Hace unos días circuló vía mensaje un hermoso relato escrito por una Sampedrana, en el que se contaba de los dorados tiempos de la bella ciudad industrial de Honduras. Su relato hizo que mi mente volara a las calles por las que todos los días paso y saber lo bello y sano que fue. Mis papas siempre me habían hablado de los maravillosos helados “Beall” y las excursiones al Casino Sampedrano. El mensaje iba mucho más allá que solo una radiografía de lo que era la gloriosa San Pedro Sula. Hablaba de la familia como núcleo de todo, del respeto, del lenguaje de los ojos de las madres y de como se arreglaban los problemas.
Ayer mientras recorría las calles de San Pedro, encendida y pintada de amarillo por los bellos San Juanes florecidos, no pude más que pensar en la San Pedro Sula que me tocó.

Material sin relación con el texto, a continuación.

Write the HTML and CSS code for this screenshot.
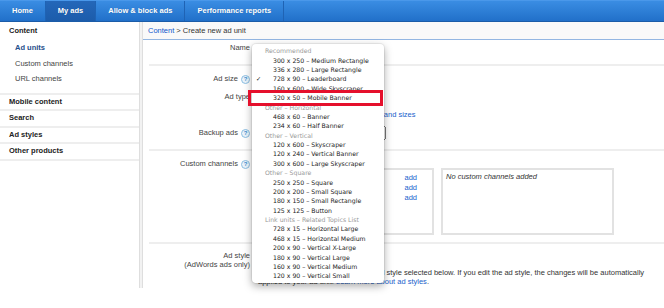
FILE: index.html
```html
<!DOCTYPE html>
<html lang="en">
<head>
    <meta charset="UTF-8">
    <meta name="viewport" content="width=device-width, initial-scale=1.0">
    <title>Create new ad unit</title>
    <link rel="stylesheet" href="styles.css">
</head>
<body>
    <div class="topnav">
        <a class="tab">Home</a>
        <a class="tab selected">My ads</a>
        <a class="tab">Allow &amp; block ads</a>
        <a class="tab">Performance reports</a>
    </div>

    <div class="page">
        <div class="sidebar">
            <div class="side-links">
                <div class="side-head">Content</div>
                <a class="side-link current">Ad units</a>
                <a class="side-link">Custom channels</a>
                <a class="side-link">URL channels</a>
            </div>
            <div class="side-section">Mobile content</div>
            <div class="side-section">Search</div>
            <div class="side-section">Ad styles</div>
            <div class="side-section">Other products</div>
        </div>

        <div class="main">
            <div class="crumbs"><a>Content</a> &gt; Create new ad unit</div>

            <div class="form">
                <div class="section first">
                    <div class="label">Name</div>
                    <div class="field"><input type="text" class="text-input"></div>
                </div>

                <div class="section tall">
                    <div class="label">Ad size <span class="help">?</span></div>
                    <div class="field"><select class="select size-select"><option>728 x 90 - Leaderboard</option></select></div>
                    <div class="label">Ad type</div>
                    <div class="field">Text &amp; image ads</div>
                    <div class="label"></div>
                    <div class="field"><a class="more-link"><span class="info">i</span>Learn more about all the ad types and sizes</a></div>
                    <div class="label">Backup ads <span class="help">?</span></div>
                    <div class="field"><select class="select"><option>Show blank space</option></select></div>
                </div>

                <div class="section channels">
                    <div class="label">Custom channels <span class="help">?</span></div>
                    <div class="field">
                        <div class="channel-boxes">
                            <div class="channel-box">
                                <div class="channel-row"><span>Homepage</span><a>add</a></div>
                                <div class="channel-row"><span>Sidebar</span><a>add</a></div>
                                <div class="channel-row"><span>Footer</span><a>add</a></div>
                            </div>
                            <div class="channel-box selected-box"><em>No custom channels added</em></div>
                        </div>
                    </div>
                </div>

                <div class="section last">
                    <div class="label">Ad style<br>(AdWords ads only)</div>
                    <div class="field">
                        <select class="select style-select"><option>Default Google style</option></select>
                        <p class="note">This ad unit will be displayed in the ad style selected below. If you edit the ad style, the changes will be automatically applied to your ad unit. <a>Learn more about ad styles</a>.</p>
                    </div>
                </div>
            </div>
        </div>
    </div>

    <div class="size-menu">
        <div class="menu-group">Recommended</div>
        <div class="menu-item">300 x 250 – Medium Rectangle</div>
        <div class="menu-item">336 x 280 – Large Rectangle</div>
        <div class="menu-item checked">728 x 90 – Leaderboard</div>
        <div class="menu-item">160 x 600 – Wide Skyscraper</div>
        <div class="menu-item">320 x 50 – Mobile Banner</div>
        <div class="menu-group">Other – Horizontal</div>
        <div class="menu-item">468 x 60 – Banner</div>
        <div class="menu-item">234 x 60 – Half Banner</div>
        <div class="menu-group">Other – Vertical</div>
        <div class="menu-item">120 x 600 – Skyscraper</div>
        <div class="menu-item">120 x 240 – Vertical Banner</div>
        <div class="menu-item">300 x 600 – Large Skyscraper</div>
        <div class="menu-group">Other – Square</div>
        <div class="menu-item">250 x 250 – Square</div>
        <div class="menu-item">200 x 200 – Small Square</div>
        <div class="menu-item">180 x 150 – Small Rectangle</div>
        <div class="menu-item">125 x 125 – Button</div>
        <div class="menu-group">Link units – Related Topics List</div>
        <div class="menu-item">728 x 15 – Horizontal Large</div>
        <div class="menu-item">468 x 15 – Horizontal Medium</div>
        <div class="menu-item">200 x 90 – Vertical X-Large</div>
        <div class="menu-item">180 x 90 – Vertical Large</div>
        <div class="menu-item">160 x 90 – Vertical Medium</div>
        <div class="menu-item">120 x 90 – Vertical Small</div>
    </div>
    <div class="callout"></div>
</body>
</html>
```

FILE: styles.css
```css
body {
    margin: 0;
    font-family: "Liberation Sans", Arial, sans-serif;
    font-size: 7.5px;
    color: #444;
    background: #fff;
}
a {
    color: #1a5fcc;
    text-decoration: none;
    cursor: pointer;
}

/* top tabs */
.topnav {
    display: flex;
    height: 22px;
    box-sizing: border-box;
    background: linear-gradient(#3a8de3, #2170c9);
    border-top: 1px solid #4a98ea;
    border-bottom: 1px solid #1b5ca8;
}
.tab {
    padding: 0 12px;
    line-height: 20px;
    color: #fff;
    font-weight: bold;
    border-right: 1px solid #1f63b4;
    text-shadow: 0 0 1px rgba(0, 0, 0, 0.2);
}
.tab.selected {
    background: linear-gradient(#2467b9, #1c5cab);
}

/* page columns */
.page {
    display: flex;
    height: 266px;
    background: #f2f2f2;
}
.sidebar {
    width: 139px;
    background: #fff;
    border-right: 1px solid #dedede;
}
.main {
    flex: 1;
    margin-left: 2px;
    background: #fff;
    border-left: 1px solid #dedede;
}

/* sidebar */
.side-links {
    padding-bottom: 6px;
    border-bottom: 2px solid #eee;
}
.side-head {
    padding-left: 9px;
    line-height: 18px;
    font-weight: bold;
    color: #222;
}
.side-link {
    display: block;
    padding-left: 15px;
    line-height: 15.5px;
    color: #444;
}
.side-link.current {
    color: #1f4f8c;
    font-weight: bold;
}
.side-section {
    padding-left: 9px;
    line-height: 14.5px;
    font-weight: bold;
    color: #222;
    border-bottom: 2px solid #eee;
}

/* breadcrumb */
.crumbs {
    height: 17px;
    line-height: 17px;
    padding-left: 5px;
    background: #f9f9f9;
    border-bottom: 1px solid #93b6e2;
    color: #333;
}
.crumbs a {
    color: #1155cc;
}

/* form */
.form {
    padding-left: 6px;
}
.section {
    display: grid;
    grid-template-columns: 101px 1fr;
    column-gap: 8px;
    border-bottom: 2px solid #eee;
}
.label {
    text-align: right;
    line-height: 9px;
    color: #444;
}
.section.first {
    padding: 3px 0 6px;
}
.section.first .text-input {
    margin-top: 1px;
}
.section.tall {
    grid-auto-rows: 18px;
    padding: 4px 0 7px;
}
.section.tall .label,
.section.tall .field {
    line-height: 18px;
}
.section.channels {
    padding: 8px 0 7px;
}
.section.last {
    padding-top: 6.5px;
    border-bottom: none;
}
.text-input {
    display: block;
    width: 112px;
    height: 14px;
    box-sizing: border-box;
    border: 1px solid #ccc;
}
.select {
    width: 128px;
    height: 14px;
    font-size: 7px;
    vertical-align: middle;
}
.size-select {
    width: 122px;
}
.style-select {
    display: block;
    width: 120px;
    height: 12px;
    margin-bottom: 5px;
}
.help {
    display: inline-block;
    width: 7px;
    height: 7px;
    line-height: 7px;
    border: 1px solid #8cbfe3;
    border-radius: 50%;
    background: #eaf4fb;
    color: #3c8fd0;
    font-size: 6px;
    font-weight: bold;
    text-align: center;
    vertical-align: middle;
    margin-left: 1px;
}
.info {
    display: inline-block;
    width: 8px;
    height: 8px;
    line-height: 8px;
    margin-right: 4px;
    border-radius: 50%;
    background: #5b9bd5;
    color: #fff;
    font-size: 6px;
    text-align: center;
}

/* custom channels */
.channel-boxes {
    display: flex;
    gap: 7px;
    margin-top: 9px;
}
.channel-box {
    width: 176px;
    height: 67px;
    box-sizing: border-box;
    border: 2px solid #e2e2e2;
    padding: 3px 15px 0 4px;
}
.channel-row {
    display: flex;
    justify-content: space-between;
    line-height: 10px;
}
.selected-box {
    width: 173px;
    padding: 2px 3px;
    line-height: 9px;
    color: #333;
}

.note {
    margin: 0;
    line-height: 9px;
    color: #333;
}

/* open size dropdown */
.size-menu {
    position: absolute;
    left: 252px;
    top: 44px;
    width: 132px;
    padding: 2.3px 0;
    background: #fff;
    border-radius: 4px;
    box-shadow: 0 3px 8px rgba(0, 0, 0, 0.35), 0 0 0 1px rgba(0, 0, 0, 0.06);
    font-family: "DejaVu Sans", sans-serif;
    font-size: 6.2px;
    line-height: 9.375px;
    color: #1a1a1a;
    white-space: nowrap;
}
.menu-group {
    padding-left: 13px;
    color: #999;
}
.menu-item {
    position: relative;
    padding-left: 21px;
}
.menu-item.checked::before {
    content: "✓";
    position: absolute;
    left: 4px;
}
.callout {
    position: absolute;
    left: 248px;
    top: 90px;
    width: 135px;
    height: 16px;
    box-sizing: border-box;
    border: 3px solid #e5102c;
}
```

Como Sampedrana no tuve la dicha de disfrutar todas las libertades que la autora expresa, pero si las suficientes como para poderme adherir a su relato prácticamente mágico. Yo crecí en la época en que todavía la ciudad no estaba pavimentada en su totalidad. Aprendí a patinar en Río Piedras mientras terminaban de tirar el concreto frente a la casa de mis abuelos. Esperaba con ansias que mi tía, en su época de estudiante, llegara a por mi para llevarme a dar el “roll” de las 4:00 con sus amigas por la Circunvalación, comprándome un cono de “Kobs”. Mi abuelo me llevaba a las clases de ballet donde iban todas las niñas de la ciudad y, aunque nunca adquirí ningún ritmo, mi abuelo siempre tenía compasión de mi comportamiento y me llevaba a por un “cañoncito” a la Panaderia El Centro. Caminaba media cuadra para llegar a la Alianza Francesa y poder atender a mis clases de francés.

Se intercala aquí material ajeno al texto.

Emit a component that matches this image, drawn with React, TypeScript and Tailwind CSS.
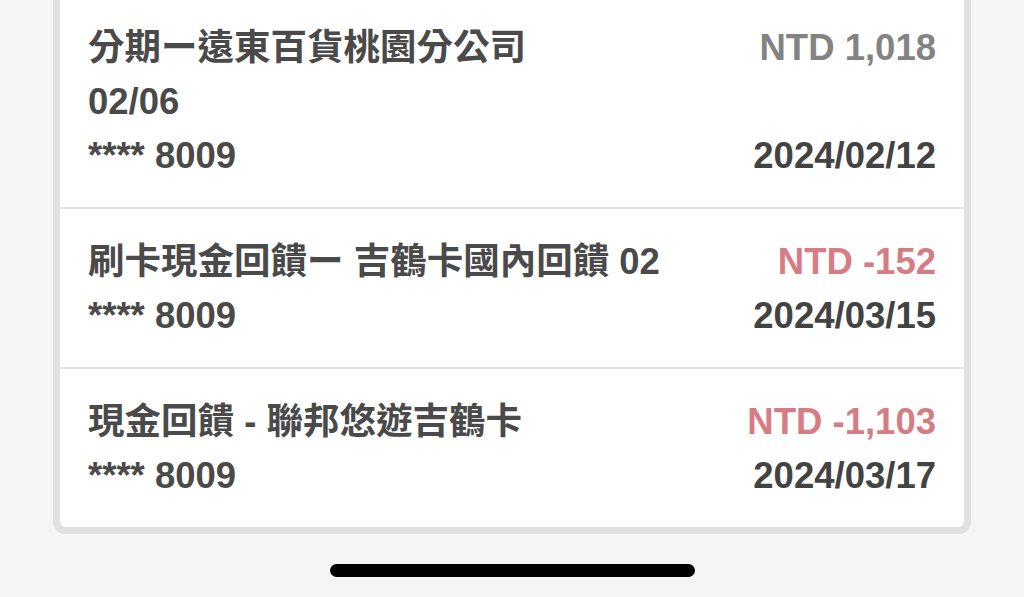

Caminaba a la “trucha” y moría por los “Duvalines” y “Pachicletas” y las “Botonestas”. Iba al cine “Gemenis” y al “Acuario”, pero cuando modificaron “Multicines Plaza” con la barra de dulces más grande y con un tema futurista tan de moda en aquel momento, era al único que quería asistir. Nuestros papás nunca se involucraban en los problemas de niños y debíamos ser responsables de nuestros actos y las consecuencias que acarreaban. Nunca se llevaba nada a la Fiscalia y todo se arreglaba internamente, posiblemente castigando a los dos revoltosos. Se nos castigaba cuando lo necesitamos y se nos corregía cuando éramos malcriados.

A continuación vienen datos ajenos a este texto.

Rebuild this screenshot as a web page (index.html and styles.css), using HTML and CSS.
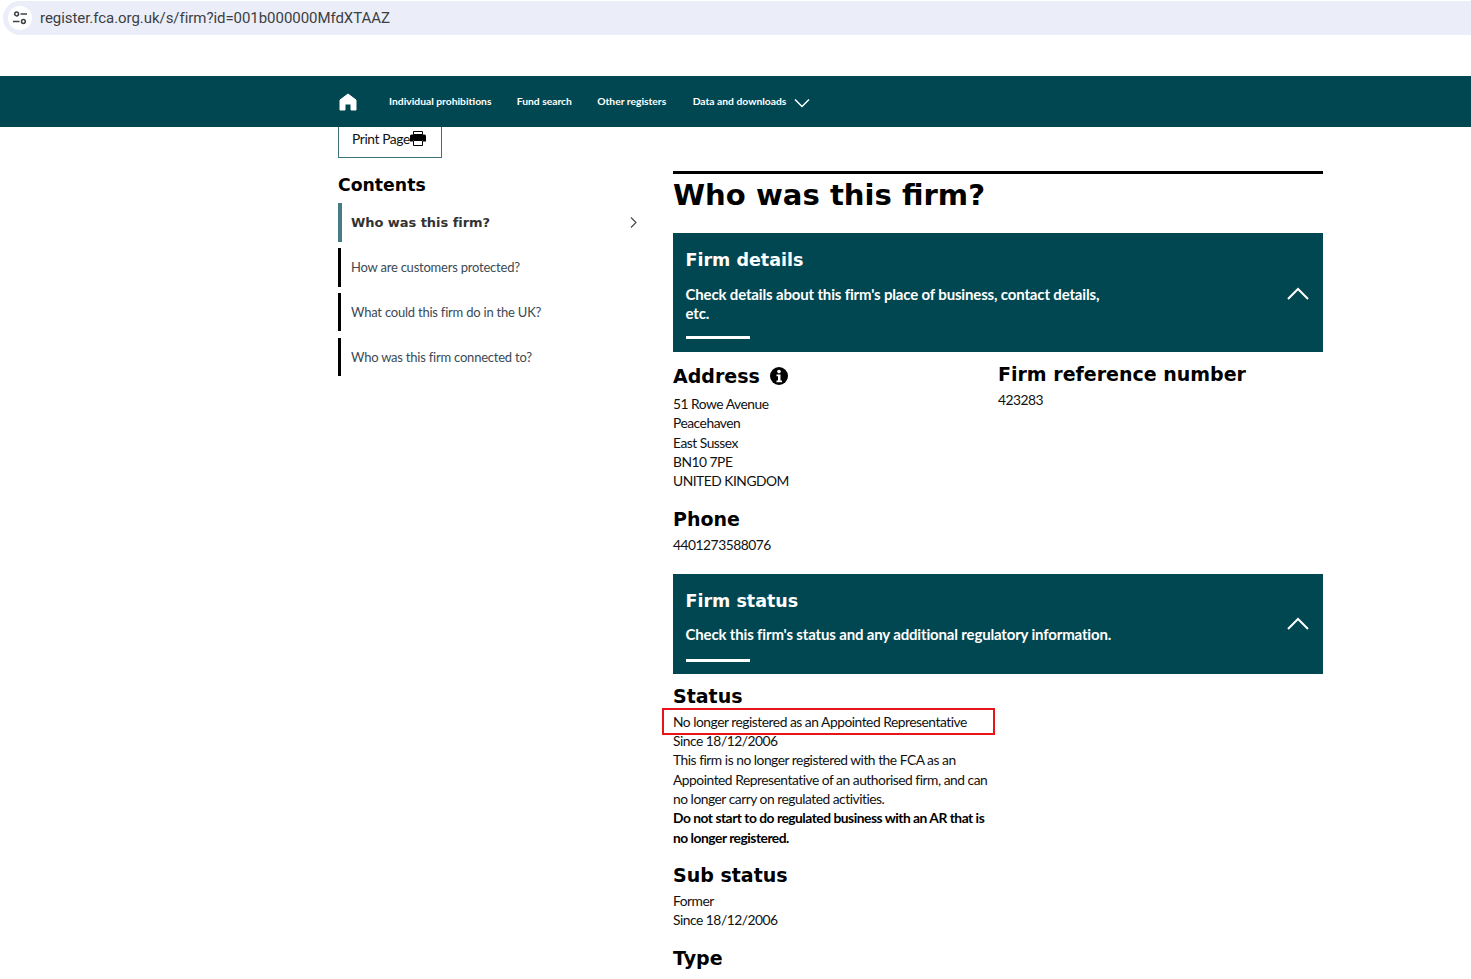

Aunque no es la San Pedro Sula en la que crecieron mis papás y en la que muchos otros tuvieron la oportunidad de vivir, crecimos alegres, felices, pensando que éramos los seres más libres del mundo. Al ver actualmente lo que le ha tocado a mi hermanito, me da tristeza. Nunca realmente comprenderá, ni tendrá la facilidad de saber como se siente ser libre. Poder rasparse las rodillas en el concreto fresco, ni mucho menos ir por el “roll” de las 4. Nunca más volverán a ser libres, ya que su celular se apoderó de ellos. Que en el afán de alcanzar la “popularidad” pueden salir lastimados. Que los pleitos ya no se arreglan con una buena “palabreada”, que ahora los padres tienen miedo de sus propios hijos. Que todo lo que digan y hagan será publicado a gran escala en las redes sociales y no solo sabrán sus compañeros, pero el mundo entero. Cuando leí el relato compartido, no pude más que sentirme afortunada de la ciudad en la que me tocó vivir. De lo dichosa que fui de nunca sentir ningún peligro o temor. A medida que meditaba lo que se había perdido, pensaba en como podríamos recuperar las épocas de oro. Como muy sabiamente lo dijo Analia Güell Bogran: “todo está en el núcleo de la familia.” El recordar las viejas costumbres y hacerlas ley dentro de nuestro hogar, cambiará la manera en la que nuestros niños se enfrenten al mundo. Que la familia sea el centro de nuestra vida, ayudará a que nuestros niños y jóvenes aspiren a la paz y la armonía. Cuando las sociedades se transforman y se pierde lo más importante, los valores, nacen las tiranías. Opongámonos a esta situación. Retomemos nuestros valores, nuestras vidas y el amor por nuestra ciudad.